_Required task_
Copy each line exactly.

+++ Dataset content

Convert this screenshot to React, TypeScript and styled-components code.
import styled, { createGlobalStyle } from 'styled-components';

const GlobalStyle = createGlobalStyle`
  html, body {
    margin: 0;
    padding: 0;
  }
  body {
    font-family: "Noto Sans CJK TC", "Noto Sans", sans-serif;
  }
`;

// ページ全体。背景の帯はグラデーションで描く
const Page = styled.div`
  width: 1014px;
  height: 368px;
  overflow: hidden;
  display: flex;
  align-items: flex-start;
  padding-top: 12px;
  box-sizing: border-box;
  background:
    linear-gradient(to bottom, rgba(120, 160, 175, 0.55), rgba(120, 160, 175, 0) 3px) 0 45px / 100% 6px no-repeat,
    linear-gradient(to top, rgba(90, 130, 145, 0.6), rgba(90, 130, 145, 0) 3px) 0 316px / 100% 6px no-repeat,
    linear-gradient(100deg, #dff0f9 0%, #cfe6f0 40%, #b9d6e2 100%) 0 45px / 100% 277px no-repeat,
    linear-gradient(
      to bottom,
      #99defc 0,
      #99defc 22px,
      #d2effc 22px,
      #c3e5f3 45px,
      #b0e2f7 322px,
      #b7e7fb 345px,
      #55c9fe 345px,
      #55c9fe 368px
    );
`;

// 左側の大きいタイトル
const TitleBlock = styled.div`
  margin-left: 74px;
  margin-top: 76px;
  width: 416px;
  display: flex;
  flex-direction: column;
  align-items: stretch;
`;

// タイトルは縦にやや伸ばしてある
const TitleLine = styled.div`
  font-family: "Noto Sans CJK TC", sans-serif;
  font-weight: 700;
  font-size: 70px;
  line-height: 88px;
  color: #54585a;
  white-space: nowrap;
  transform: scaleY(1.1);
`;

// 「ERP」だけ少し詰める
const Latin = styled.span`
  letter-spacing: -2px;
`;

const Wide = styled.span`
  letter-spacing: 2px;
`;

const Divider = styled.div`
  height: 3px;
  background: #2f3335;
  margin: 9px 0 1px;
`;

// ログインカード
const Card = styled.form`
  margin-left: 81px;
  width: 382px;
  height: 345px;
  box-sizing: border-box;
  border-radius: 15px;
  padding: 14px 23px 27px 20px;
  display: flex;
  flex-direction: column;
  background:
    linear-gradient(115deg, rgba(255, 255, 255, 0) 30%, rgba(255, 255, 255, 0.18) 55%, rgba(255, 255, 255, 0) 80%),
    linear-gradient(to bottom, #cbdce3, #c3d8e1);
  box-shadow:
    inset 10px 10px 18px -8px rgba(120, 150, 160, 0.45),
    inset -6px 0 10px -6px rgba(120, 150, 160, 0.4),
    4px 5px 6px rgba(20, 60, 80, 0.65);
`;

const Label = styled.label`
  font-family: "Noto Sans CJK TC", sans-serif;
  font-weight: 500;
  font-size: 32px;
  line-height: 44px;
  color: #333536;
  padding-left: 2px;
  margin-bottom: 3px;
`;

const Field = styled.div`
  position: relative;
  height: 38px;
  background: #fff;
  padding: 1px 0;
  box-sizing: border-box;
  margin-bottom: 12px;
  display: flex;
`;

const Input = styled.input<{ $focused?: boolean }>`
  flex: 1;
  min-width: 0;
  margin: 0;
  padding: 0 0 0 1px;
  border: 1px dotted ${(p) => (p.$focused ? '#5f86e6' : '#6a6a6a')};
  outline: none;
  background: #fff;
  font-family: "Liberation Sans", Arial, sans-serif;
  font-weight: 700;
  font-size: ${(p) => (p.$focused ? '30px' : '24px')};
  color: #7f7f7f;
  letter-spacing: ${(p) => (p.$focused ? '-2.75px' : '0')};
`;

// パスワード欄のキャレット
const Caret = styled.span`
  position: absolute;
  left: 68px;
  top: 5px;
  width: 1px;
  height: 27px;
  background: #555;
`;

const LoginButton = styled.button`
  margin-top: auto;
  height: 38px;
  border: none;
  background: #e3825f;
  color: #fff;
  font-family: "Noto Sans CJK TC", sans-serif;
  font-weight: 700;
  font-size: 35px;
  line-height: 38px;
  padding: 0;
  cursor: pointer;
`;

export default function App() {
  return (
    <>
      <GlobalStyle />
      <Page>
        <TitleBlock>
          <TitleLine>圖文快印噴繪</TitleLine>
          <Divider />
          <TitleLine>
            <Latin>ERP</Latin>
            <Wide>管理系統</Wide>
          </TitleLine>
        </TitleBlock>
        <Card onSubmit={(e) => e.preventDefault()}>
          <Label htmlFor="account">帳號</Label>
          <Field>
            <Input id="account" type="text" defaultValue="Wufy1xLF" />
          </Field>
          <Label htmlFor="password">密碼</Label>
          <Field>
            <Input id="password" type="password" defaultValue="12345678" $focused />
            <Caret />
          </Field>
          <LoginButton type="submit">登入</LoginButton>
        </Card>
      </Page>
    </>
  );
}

++++++

_Correct answer_
Convert this screenshot to React, TypeScript and styled-components code.
import styled, { createGlobalStyle } from 'styled-components';

const GlobalStyle = createGlobalStyle`
  html, body {
    margin: 0;
    padding: 0;
  }
  body {
    font-family: "Noto Sans CJK TC", "Noto Sans", sans-serif;
  }
`;

// ページ全体。背景の帯はグラデーションで描く
const Page = styled.div`
  width: 1014px;
  height: 368px;
  overflow: hidden;
  display: flex;
  align-items: flex-start;
  padding-top: 12px;
  box-sizing: border-box;
  background:
    linear-gradient(to bottom, rgba(120, 160, 175, 0.55), rgba(120, 160, 175, 0) 3px) 0 45px / 100% 6px no-repeat,
    linear-gradient(to top, rgba(90, 130, 145, 0.6), rgba(90, 130, 145, 0) 3px) 0 316px / 100% 6px no-repeat,
    linear-gradient(100deg, #dff0f9 0%, #cfe6f0 40%, #b9d6e2 100%) 0 45px / 100% 277px no-repeat,
    linear-gradient(
      to bottom,
      #99defc 0,
      #99defc 22px,
      #d2effc 22px,
      #c3e5f3 45px,
      #b0e2f7 322px,
      #b7e7fb 345px,
      #55c9fe 345px,
      #55c9fe 368px
    );
`;

// 左側の大きいタイトル
const TitleBlock = styled.div`
  margin-left: 74px;
  margin-top: 76px;
  width: 416px;
  display: flex;
  flex-direction: column;
  align-items: stretch;
`;

// タイトルは縦にやや伸ばしてある
const TitleLine = styled.div`
  font-family: "Noto Sans CJK TC", sans-serif;
  font-weight: 700;
  font-size: 70px;
  line-height: 88px;
  color: #54585a;
  white-space: nowrap;
  transform: scaleY(1.1);
`;

// 「ERP」だけ少し詰める
const Latin = styled.span`
  letter-spacing: -2px;
`;

const Wide = styled.span`
  letter-spacing: 2px;
`;

const Divider = styled.div`
  height: 3px;
  background: #2f3335;
  margin: 9px 0 1px;
`;

// ログインカード
const Card = styled.form`
  margin-left: 81px;
  width: 382px;
  height: 345px;
  box-sizing: border-box;
  border-radius: 15px;
  padding: 14px 23px 27px 20px;
  display: flex;
  flex-direction: column;
  background:
    linear-gradient(115deg, rgba(255, 255, 255, 0) 30%, rgba(255, 255, 255, 0.18) 55%, rgba(255, 255, 255, 0) 80%),
    linear-gradient(to bottom, #cbdce3, #c3d8e1);
  box-shadow:
    inset 10px 10px 18px -8px rgba(120, 150, 160, 0.45),
    inset -6px 0 10px -6px rgba(120, 150, 160, 0.4),
    4px 5px 6px rgba(20, 60, 80, 0.65);
`;

const Label = styled.label`
  font-family: "Noto Sans CJK TC", sans-serif;
  font-weight: 500;
  font-size: 32px;
  line-height: 44px;
  color: #333536;
  padding-left: 2px;
  margin-bottom: 3px;
`;

const Field = styled.div`
  position: relative;
  height: 38px;
  background: #fff;
  padding: 1px 0;
  box-sizing: border-box;
  margin-bottom: 12px;
  display: flex;
`;

const Input = styled.input<{ $focused?: boolean }>`
  flex: 1;
  min-width: 0;
  margin: 0;
  padding: 0 0 0 1px;
  border: 1px dotted ${(p) => (p.$focused ? '#5f86e6' : '#6a6a6a')};
  outline: none;
  background: #fff;
  font-family: "Liberation Sans", Arial, sans-serif;
  font-weight: 700;
  font-size: ${(p) => (p.$focused ? '30px' : '24px')};
  color: #7f7f7f;
  letter-spacing: ${(p) => (p.$focused ? '-2.75px' : '0')};
`;

// パスワード欄のキャレット
const Caret = styled.span`
  position: absolute;
  left: 68px;
  top: 5px;
  width: 1px;
  height: 27px;
  background: #555;
`;

const LoginButton = styled.button`
  margin-top: auto;
  height: 38px;
  border: none;
  background: #e3825f;
  color: #fff;
  font-family: "Noto Sans CJK TC", sans-serif;
  font-weight: 700;
  font-size: 35px;
  line-height: 38px;
  padding: 0;
  cursor: pointer;
`;

export default function App() {
  return (
    <>
      <GlobalStyle />
      <Page>
        <TitleBlock>
          <TitleLine>圖文快印噴繪</TitleLine>
          <Divider />
          <TitleLine>
            <Latin>ERP</Latin>
            <Wide>管理系統</Wide>
          </TitleLine>
        </TitleBlock>
        <Card onSubmit={(e) => e.preventDefault()}>
          <Label htmlFor="account">帳號</Label>
          <Field>
            <Input id="account" type="text" defaultValue="Wufy1xLF" />
          </Field>
          <Label htmlFor="password">密碼</Label>
          <Field>
            <Input id="password" type="password" defaultValue="12345678" $focused />
            <Caret />
          </Field>
          <LoginButton type="submit">登入</LoginButton>
        </Card>
      </Page>
    </>
  );
}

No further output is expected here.